Mary: I hadn’t really thought of the connection with the daily news and this book, but you just made me remember: one of the very first poems I ever got published years and years ago was called “6:00 News.” I have no clue what it was about (I suppose the 6:00 news?) but I must be secretly obsessed with the news. I think it has something to do with having these intimate details from the lives of people you don’t even really know.

Me:Will the demise of newspapers (which I see too much evidence of, but which I hope will still somehow be avoidable) have an effect on your writing?

Mary: Yes.

Me:I know you do other kinds of writing. How do you decide what idea will become poem, what will become an essay, what will become a novel for teens?

Mary: The poems have everything to do with language. Sometimes when the idea in the poem is bigger than the language, it will turn into an essay. Ideas for teen novels only come to me when I’m in church about to take communion. It’s some kind of rule.
** Editors note: Mary is currently working on two such novels.

Me:Some of your poems can be quite disturbing, yet you come across as calm, well-adjusted, and, of course, funny. Is there a side we're missing?

Mary: Last year, when I asked my daughter why she was so well-behaved at school and so difficult at home, she wailed, “Where am I supposed to get my bad out?”
That’s pretty much how I feel about poetry. Gotta get my bad out somewhere.

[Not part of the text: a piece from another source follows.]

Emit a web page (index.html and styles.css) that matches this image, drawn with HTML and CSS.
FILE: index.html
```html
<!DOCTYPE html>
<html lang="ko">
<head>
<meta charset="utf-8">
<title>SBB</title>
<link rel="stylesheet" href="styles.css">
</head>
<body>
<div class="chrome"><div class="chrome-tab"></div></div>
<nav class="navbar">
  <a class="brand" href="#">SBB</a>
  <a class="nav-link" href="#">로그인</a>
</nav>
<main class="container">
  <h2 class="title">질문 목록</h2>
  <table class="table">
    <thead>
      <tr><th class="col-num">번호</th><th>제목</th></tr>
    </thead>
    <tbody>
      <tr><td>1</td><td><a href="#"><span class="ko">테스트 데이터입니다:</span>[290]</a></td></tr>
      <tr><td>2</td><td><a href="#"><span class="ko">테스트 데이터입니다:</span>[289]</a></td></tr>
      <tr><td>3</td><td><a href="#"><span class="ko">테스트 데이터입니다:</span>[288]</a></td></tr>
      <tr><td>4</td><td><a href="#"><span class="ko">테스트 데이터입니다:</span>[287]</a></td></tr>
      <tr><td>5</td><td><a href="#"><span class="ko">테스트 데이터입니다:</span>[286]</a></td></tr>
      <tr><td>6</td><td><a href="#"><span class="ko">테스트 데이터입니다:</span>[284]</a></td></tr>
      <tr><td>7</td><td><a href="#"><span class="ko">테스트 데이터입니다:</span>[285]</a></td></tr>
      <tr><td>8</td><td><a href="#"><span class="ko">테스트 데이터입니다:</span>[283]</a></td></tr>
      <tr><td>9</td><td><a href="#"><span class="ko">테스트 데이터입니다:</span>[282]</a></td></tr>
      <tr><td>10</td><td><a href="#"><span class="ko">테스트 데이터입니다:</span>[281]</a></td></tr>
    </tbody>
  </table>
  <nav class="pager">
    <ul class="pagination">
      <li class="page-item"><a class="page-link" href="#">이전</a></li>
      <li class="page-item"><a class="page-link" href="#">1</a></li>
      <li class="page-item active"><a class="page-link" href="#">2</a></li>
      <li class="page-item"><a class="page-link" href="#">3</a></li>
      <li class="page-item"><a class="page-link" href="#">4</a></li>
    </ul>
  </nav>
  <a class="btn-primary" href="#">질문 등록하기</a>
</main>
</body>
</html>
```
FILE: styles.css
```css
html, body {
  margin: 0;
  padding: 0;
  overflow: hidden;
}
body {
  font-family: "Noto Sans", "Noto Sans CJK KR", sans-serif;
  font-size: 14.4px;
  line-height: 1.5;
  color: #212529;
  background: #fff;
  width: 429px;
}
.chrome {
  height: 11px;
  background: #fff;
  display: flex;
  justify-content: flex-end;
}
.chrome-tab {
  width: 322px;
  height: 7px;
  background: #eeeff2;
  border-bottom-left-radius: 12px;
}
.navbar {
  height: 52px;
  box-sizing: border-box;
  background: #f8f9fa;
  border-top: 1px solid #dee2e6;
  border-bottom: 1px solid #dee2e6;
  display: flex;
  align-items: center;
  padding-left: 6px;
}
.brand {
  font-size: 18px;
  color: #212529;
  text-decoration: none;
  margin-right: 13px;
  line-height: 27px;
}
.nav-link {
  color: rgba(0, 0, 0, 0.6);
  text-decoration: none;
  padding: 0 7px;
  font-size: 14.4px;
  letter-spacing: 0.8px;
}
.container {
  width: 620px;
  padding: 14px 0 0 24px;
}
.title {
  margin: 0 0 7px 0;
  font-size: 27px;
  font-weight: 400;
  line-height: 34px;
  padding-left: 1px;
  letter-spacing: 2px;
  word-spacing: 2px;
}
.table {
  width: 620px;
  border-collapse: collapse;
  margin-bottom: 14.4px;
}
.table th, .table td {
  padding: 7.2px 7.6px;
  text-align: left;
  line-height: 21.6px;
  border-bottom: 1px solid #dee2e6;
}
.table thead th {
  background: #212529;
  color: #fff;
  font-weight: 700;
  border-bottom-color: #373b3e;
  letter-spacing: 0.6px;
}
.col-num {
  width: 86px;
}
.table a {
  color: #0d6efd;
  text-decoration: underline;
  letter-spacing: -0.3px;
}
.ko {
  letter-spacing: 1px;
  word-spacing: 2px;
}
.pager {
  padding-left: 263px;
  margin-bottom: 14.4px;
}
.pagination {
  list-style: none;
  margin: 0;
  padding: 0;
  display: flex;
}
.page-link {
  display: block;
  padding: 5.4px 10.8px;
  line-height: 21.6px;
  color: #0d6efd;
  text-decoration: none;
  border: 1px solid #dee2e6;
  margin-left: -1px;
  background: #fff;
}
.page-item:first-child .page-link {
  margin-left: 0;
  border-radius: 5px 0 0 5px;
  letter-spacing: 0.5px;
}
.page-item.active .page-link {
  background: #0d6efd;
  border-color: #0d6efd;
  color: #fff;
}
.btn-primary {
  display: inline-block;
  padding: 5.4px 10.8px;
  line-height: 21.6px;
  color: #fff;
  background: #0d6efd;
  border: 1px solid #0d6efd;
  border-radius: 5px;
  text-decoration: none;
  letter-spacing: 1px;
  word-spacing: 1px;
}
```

Tangent Alert! Me: I'm going to take this opportunity to link to my friend Sarah Petruziello's art work. Sarah's another person who comes off as even-tempered and funny in person (because she is) but when you look at her art you get another picture entirely. Back to Mary:

Me:Do you have a favorite poem in here?
Mary: Is that a trick question? Isn’t this when King Solomon stands up and says, “She’s not the real poet, because any real poet would never let her poems be so divided!”
So, yeah, they’re all my babies. Even the bad ones.

Me:How did you decide what was a "collection?"

Mary: Hard question. Stupid answer: I tried to put things where they fit and take out what didn’t fit. That, and I had to have an even number of poems in each section.
I really try not to be compulsive, and for the most part I succeed.

Me: Can you remember the first poem you ever loved?

Mary: I remember loving e.e. cumming when I was pretty young. "anyone lived in a pretty how town" and "somewhere i have never travelled." I liked how those poems flew in the face of what I'd been taught poetry was supposed to be--which was basically those shape poems made up of adjectives in a triangle. I also remember reading from my dad's copy of Wallace Stevens a poem called "The Creations of Sound" that just blew me away. I didn't understand it, but the words had their own power, beyond understanding. It starts "If the poetry of X was music, / So that it came to him of its own, /Without understanding, out of the wall...." I mean, how can you not love something that starts like that? And this from a gal who generally doesn't care for ars poetica.

Me:Can you remember the first poem you ever wrote?

Mary: I probably wrote stuff before this, but the first poem I remember writing was this epic in rhymed couplets about a little girl named Amy who worked with the ants of the world to save everyone from a nuclear catastrophe of some sort. I think I was eight, and I remember working and working on that poem--I think it was called "Amy and the Ants"--but I don't think I ever actually finished it. It was just too dang big.

Me:Who are some of your favorite poets, contemporary or ... not?
Mary:There are so many. The old great ones are usually great for a reason. I love W.B. Yeats, William Blake, Emily Dickinson, Walt Whitman, John Donne, Shakespeare (how surprising!). Then there’s Adrienne Rich, Elizabeth Bishop, Wallace Stevens, Wislawa Szymborska, Anna Akhmatova, Dorianne Laux, Li-Young Lee, Albert Goldbarth, Lee Upton, Russell Edson, Bob Hicok…. I could go on forever. But I won’t, I promise. I will however, put in a plug for some friends with books: Melanie Almeder, Adrian Blevins, Carol Guerrero-Murphy, Katherine Soniat, Adrienne Su, Cynthia Atkins and Mary Szybist are all fantastic. And thanks to amazon, they’re just a click away….

(As is Mary's book, of course!)

Thanks to Mary for her time. Thanks to you for yours!